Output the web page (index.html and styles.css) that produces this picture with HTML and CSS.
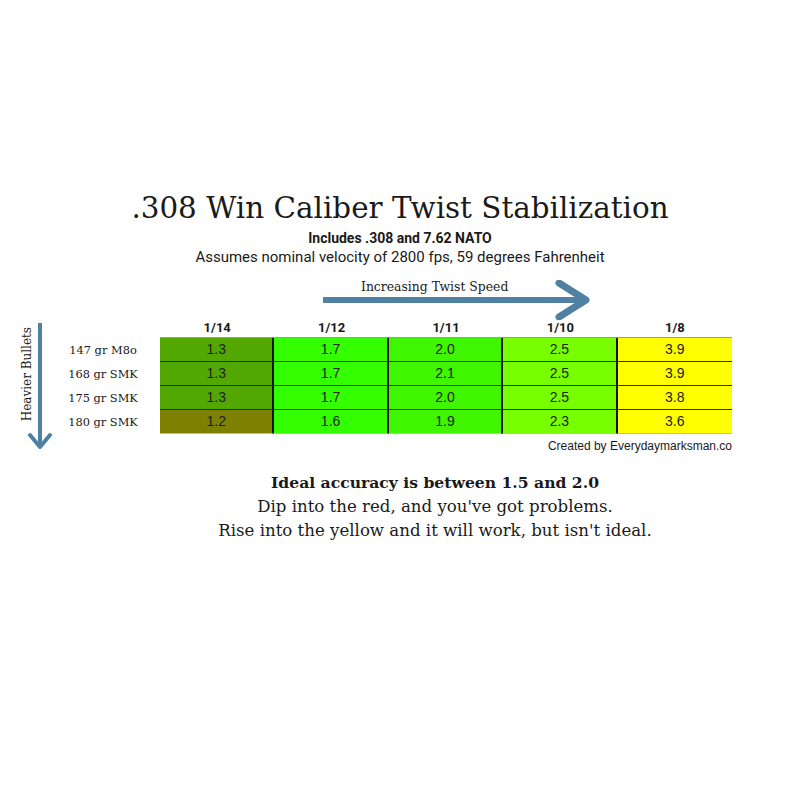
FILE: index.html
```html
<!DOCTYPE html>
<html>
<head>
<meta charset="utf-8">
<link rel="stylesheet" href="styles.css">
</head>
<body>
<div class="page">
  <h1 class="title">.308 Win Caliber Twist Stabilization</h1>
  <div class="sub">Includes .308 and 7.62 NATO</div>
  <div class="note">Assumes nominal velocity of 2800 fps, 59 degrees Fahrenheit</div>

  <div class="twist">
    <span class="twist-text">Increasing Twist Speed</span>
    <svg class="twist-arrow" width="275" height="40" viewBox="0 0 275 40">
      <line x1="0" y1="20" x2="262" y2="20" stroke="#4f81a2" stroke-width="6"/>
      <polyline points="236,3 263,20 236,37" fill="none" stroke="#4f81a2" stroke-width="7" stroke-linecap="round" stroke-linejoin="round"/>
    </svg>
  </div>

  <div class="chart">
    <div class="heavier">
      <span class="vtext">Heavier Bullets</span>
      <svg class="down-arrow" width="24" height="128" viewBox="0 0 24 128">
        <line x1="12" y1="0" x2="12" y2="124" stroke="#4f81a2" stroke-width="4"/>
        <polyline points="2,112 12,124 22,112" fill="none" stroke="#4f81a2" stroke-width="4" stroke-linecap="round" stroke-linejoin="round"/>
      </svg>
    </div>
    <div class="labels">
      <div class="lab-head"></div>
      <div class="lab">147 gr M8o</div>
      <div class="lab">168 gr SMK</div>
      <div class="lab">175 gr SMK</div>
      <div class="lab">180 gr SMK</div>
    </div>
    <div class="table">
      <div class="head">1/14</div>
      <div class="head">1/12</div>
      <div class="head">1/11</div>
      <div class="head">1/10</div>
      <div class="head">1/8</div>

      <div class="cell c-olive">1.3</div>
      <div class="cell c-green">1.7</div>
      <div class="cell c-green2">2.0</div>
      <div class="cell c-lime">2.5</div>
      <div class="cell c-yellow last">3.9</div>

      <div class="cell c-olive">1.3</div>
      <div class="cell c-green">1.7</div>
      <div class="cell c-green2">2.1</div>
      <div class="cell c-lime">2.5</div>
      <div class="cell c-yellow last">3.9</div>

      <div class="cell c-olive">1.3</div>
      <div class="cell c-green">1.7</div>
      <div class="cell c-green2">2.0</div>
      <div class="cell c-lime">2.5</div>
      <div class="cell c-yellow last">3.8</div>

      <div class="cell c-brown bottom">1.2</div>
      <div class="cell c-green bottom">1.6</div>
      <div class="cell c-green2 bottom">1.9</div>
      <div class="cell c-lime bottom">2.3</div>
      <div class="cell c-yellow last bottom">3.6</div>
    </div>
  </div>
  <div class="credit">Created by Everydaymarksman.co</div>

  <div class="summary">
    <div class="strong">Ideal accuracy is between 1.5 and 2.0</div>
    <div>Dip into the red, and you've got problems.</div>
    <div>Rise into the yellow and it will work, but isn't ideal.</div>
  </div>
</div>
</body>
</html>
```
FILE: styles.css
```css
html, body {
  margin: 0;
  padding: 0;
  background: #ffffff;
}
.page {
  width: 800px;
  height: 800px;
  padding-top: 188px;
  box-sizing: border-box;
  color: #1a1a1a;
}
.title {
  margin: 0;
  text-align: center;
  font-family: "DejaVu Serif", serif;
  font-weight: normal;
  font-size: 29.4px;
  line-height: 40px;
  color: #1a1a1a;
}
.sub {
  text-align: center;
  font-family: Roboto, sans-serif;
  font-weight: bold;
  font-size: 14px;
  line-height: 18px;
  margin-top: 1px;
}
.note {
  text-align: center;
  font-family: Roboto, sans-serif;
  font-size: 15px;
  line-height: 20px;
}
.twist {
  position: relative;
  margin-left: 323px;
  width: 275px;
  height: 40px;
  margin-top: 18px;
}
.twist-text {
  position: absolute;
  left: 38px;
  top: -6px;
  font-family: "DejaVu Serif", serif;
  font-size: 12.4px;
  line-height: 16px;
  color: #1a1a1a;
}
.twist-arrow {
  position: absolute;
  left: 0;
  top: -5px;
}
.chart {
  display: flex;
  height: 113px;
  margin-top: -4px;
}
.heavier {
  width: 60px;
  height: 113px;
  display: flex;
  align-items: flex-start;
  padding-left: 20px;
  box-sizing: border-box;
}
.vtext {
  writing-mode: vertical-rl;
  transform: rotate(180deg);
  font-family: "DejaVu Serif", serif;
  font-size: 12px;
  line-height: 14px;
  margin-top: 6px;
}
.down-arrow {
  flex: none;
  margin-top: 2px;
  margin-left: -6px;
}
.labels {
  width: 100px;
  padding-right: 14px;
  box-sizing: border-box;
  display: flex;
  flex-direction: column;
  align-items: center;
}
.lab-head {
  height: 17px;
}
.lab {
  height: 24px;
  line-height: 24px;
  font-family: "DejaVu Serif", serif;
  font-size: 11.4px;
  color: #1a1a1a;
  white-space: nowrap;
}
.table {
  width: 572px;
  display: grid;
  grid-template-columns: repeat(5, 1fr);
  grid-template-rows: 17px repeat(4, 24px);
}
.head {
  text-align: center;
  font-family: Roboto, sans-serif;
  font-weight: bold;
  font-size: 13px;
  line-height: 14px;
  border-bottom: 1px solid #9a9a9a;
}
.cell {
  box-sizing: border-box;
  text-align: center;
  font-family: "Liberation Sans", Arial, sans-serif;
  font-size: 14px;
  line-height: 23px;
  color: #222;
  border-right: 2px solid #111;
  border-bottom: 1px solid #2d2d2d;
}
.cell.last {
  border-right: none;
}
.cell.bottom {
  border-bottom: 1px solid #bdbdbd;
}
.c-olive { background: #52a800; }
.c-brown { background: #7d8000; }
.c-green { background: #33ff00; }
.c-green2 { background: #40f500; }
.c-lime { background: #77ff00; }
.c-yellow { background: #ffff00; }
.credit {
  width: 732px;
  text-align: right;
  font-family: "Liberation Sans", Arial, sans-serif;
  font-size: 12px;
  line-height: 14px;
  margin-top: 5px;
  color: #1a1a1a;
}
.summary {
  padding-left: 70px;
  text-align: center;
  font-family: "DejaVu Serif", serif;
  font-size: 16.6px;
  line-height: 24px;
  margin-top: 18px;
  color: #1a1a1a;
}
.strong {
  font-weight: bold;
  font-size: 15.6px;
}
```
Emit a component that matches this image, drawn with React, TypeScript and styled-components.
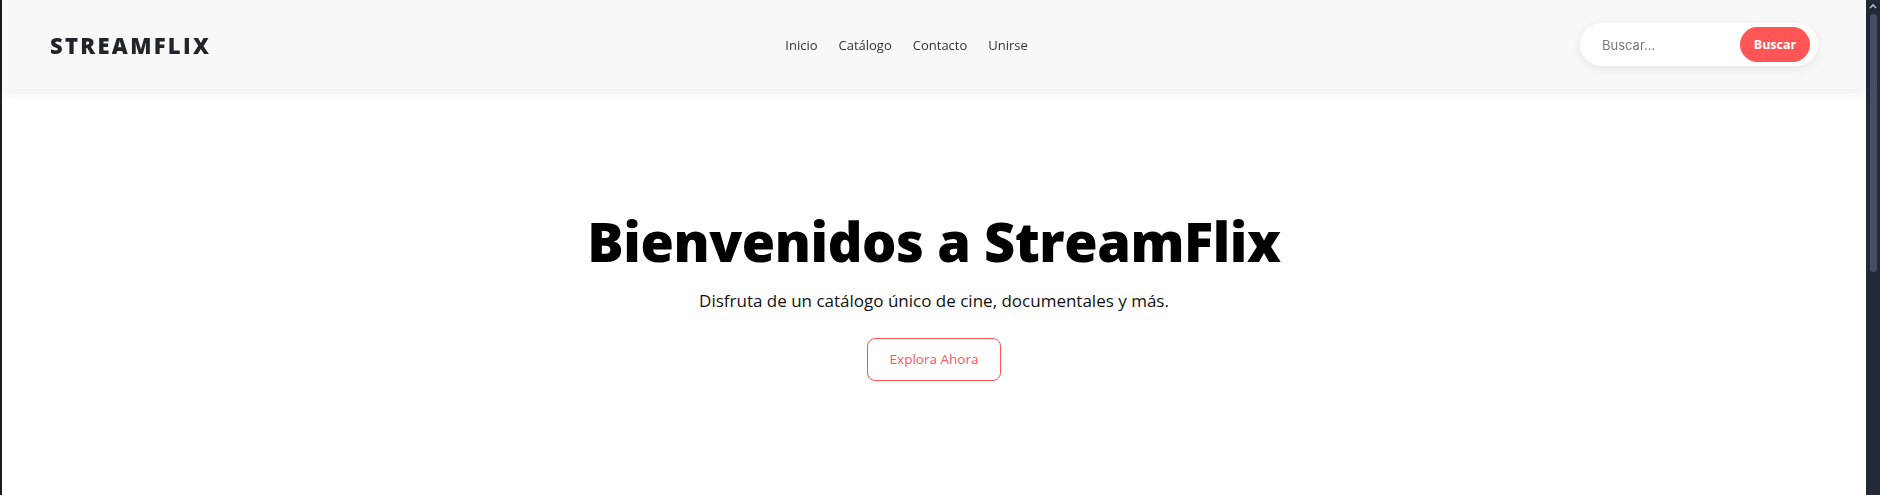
***
▸ **Task instructions**
Generate a word-for-word copy of the preceding records, excluding all pictures.

▸ **Written response**
Output the web page (index.html and styles.css) that produces this picture with HTML and CSS.
FILE: index.html
```html
<!DOCTYPE html>
<html>
<head>
<meta charset="utf-8">
<link rel="stylesheet" href="styles.css">
</head>
<body>
<div class="page">
  <h1 class="title">.308 Win Caliber Twist Stabilization</h1>
  <div class="sub">Includes .308 and 7.62 NATO</div>
  <div class="note">Assumes nominal velocity of 2800 fps, 59 degrees Fahrenheit</div>

  <div class="twist">
    <span class="twist-text">Increasing Twist Speed</span>
    <svg class="twist-arrow" width="275" height="40" viewBox="0 0 275 40">
      <line x1="0" y1="20" x2="262" y2="20" stroke="#4f81a2" stroke-width="6"/>
      <polyline points="236,3 263,20 236,37" fill="none" stroke="#4f81a2" stroke-width="7" stroke-linecap="round" stroke-linejoin="round"/>
    </svg>
  </div>

  <div class="chart">
    <div class="heavier">
      <span class="vtext">Heavier Bullets</span>
      <svg class="down-arrow" width="24" height="128" viewBox="0 0 24 128">
        <line x1="12" y1="0" x2="12" y2="124" stroke="#4f81a2" stroke-width="4"/>
        <polyline points="2,112 12,124 22,112" fill="none" stroke="#4f81a2" stroke-width="4" stroke-linecap="round" stroke-linejoin="round"/>
      </svg>
    </div>
    <div class="labels">
      <div class="lab-head"></div>
      <div class="lab">147 gr M8o</div>
      <div class="lab">168 gr SMK</div>
      <div class="lab">175 gr SMK</div>
      <div class="lab">180 gr SMK</div>
    </div>
    <div class="table">
      <div class="head">1/14</div>
      <div class="head">1/12</div>
      <div class="head">1/11</div>
      <div class="head">1/10</div>
      <div class="head">1/8</div>

      <div class="cell c-olive">1.3</div>
      <div class="cell c-green">1.7</div>
      <div class="cell c-green2">2.0</div>
      <div class="cell c-lime">2.5</div>
      <div class="cell c-yellow last">3.9</div>

      <div class="cell c-olive">1.3</div>
      <div class="cell c-green">1.7</div>
      <div class="cell c-green2">2.1</div>
      <div class="cell c-lime">2.5</div>
      <div class="cell c-yellow last">3.9</div>

      <div class="cell c-olive">1.3</div>
      <div class="cell c-green">1.7</div>
      <div class="cell c-green2">2.0</div>
      <div class="cell c-lime">2.5</div>
      <div class="cell c-yellow last">3.8</div>

      <div class="cell c-brown bottom">1.2</div>
      <div class="cell c-green bottom">1.6</div>
      <div class="cell c-green2 bottom">1.9</div>
      <div class="cell c-lime bottom">2.3</div>
      <div class="cell c-yellow last bottom">3.6</div>
    </div>
  </div>
  <div class="credit">Created by Everydaymarksman.co</div>

  <div class="summary">
    <div class="strong">Ideal accuracy is between 1.5 and 2.0</div>
    <div>Dip into the red, and you've got problems.</div>
    <div>Rise into the yellow and it will work, but isn't ideal.</div>
  </div>
</div>
</body>
</html>
```
FILE: styles.css
```css
html, body {
  margin: 0;
  padding: 0;
  background: #ffffff;
}
.page {
  width: 800px;
  height: 800px;
  padding-top: 188px;
  box-sizing: border-box;
  color: #1a1a1a;
}
.title {
  margin: 0;
  text-align: center;
  font-family: "DejaVu Serif", serif;
  font-weight: normal;
  font-size: 29.4px;
  line-height: 40px;
  color: #1a1a1a;
}
.sub {
  text-align: center;
  font-family: Roboto, sans-serif;
  font-weight: bold;
  font-size: 14px;
  line-height: 18px;
  margin-top: 1px;
}
.note {
  text-align: center;
  font-family: Roboto, sans-serif;
  font-size: 15px;
  line-height: 20px;
}
.twist {
  position: relative;
  margin-left: 323px;
  width: 275px;
  height: 40px;
  margin-top: 18px;
}
.twist-text {
  position: absolute;
  left: 38px;
  top: -6px;
  font-family: "DejaVu Serif", serif;
  font-size: 12.4px;
  line-height: 16px;
  color: #1a1a1a;
}
.twist-arrow {
  position: absolute;
  left: 0;
  top: -5px;
}
.chart {
  display: flex;
  height: 113px;
  margin-top: -4px;
}
.heavier {
  width: 60px;
  height: 113px;
  display: flex;
  align-items: flex-start;
  padding-left: 20px;
  box-sizing: border-box;
}
.vtext {
  writing-mode: vertical-rl;
  transform: rotate(180deg);
  font-family: "DejaVu Serif", serif;
  font-size: 12px;
  line-height: 14px;
  margin-top: 6px;
}
.down-arrow {
  flex: none;
  margin-top: 2px;
  margin-left: -6px;
}
.labels {
  width: 100px;
  padding-right: 14px;
  box-sizing: border-box;
  display: flex;
  flex-direction: column;
  align-items: center;
}
.lab-head {
  height: 17px;
}
.lab {
  height: 24px;
  line-height: 24px;
  font-family: "DejaVu Serif", serif;
  font-size: 11.4px;
  color: #1a1a1a;
  white-space: nowrap;
}
.table {
  width: 572px;
  display: grid;
  grid-template-columns: repeat(5, 1fr);
  grid-template-rows: 17px repeat(4, 24px);
}
.head {
  text-align: center;
  font-family: Roboto, sans-serif;
  font-weight: bold;
  font-size: 13px;
  line-height: 14px;
  border-bottom: 1px solid #9a9a9a;
}
.cell {
  box-sizing: border-box;
  text-align: center;
  font-family: "Liberation Sans", Arial, sans-serif;
  font-size: 14px;
  line-height: 23px;
  color: #222;
  border-right: 2px solid #111;
  border-bottom: 1px solid #2d2d2d;
}
.cell.last {
  border-right: none;
}
.cell.bottom {
  border-bottom: 1px solid #bdbdbd;
}
.c-olive { background: #52a800; }
.c-brown { background: #7d8000; }
.c-green { background: #33ff00; }
.c-green2 { background: #40f500; }
.c-lime { background: #77ff00; }
.c-yellow { background: #ffff00; }
.credit {
  width: 732px;
  text-align: right;
  font-family: "Liberation Sans", Arial, sans-serif;
  font-size: 12px;
  line-height: 14px;
  margin-top: 5px;
  color: #1a1a1a;
}
.summary {
  padding-left: 70px;
  text-align: center;
  font-family: "DejaVu Serif", serif;
  font-size: 16.6px;
  line-height: 24px;
  margin-top: 18px;
  color: #1a1a1a;
}
.strong {
  font-weight: bold;
  font-size: 15.6px;
}
```
Emit a component that matches this image, drawn with React, TypeScript and styled-components.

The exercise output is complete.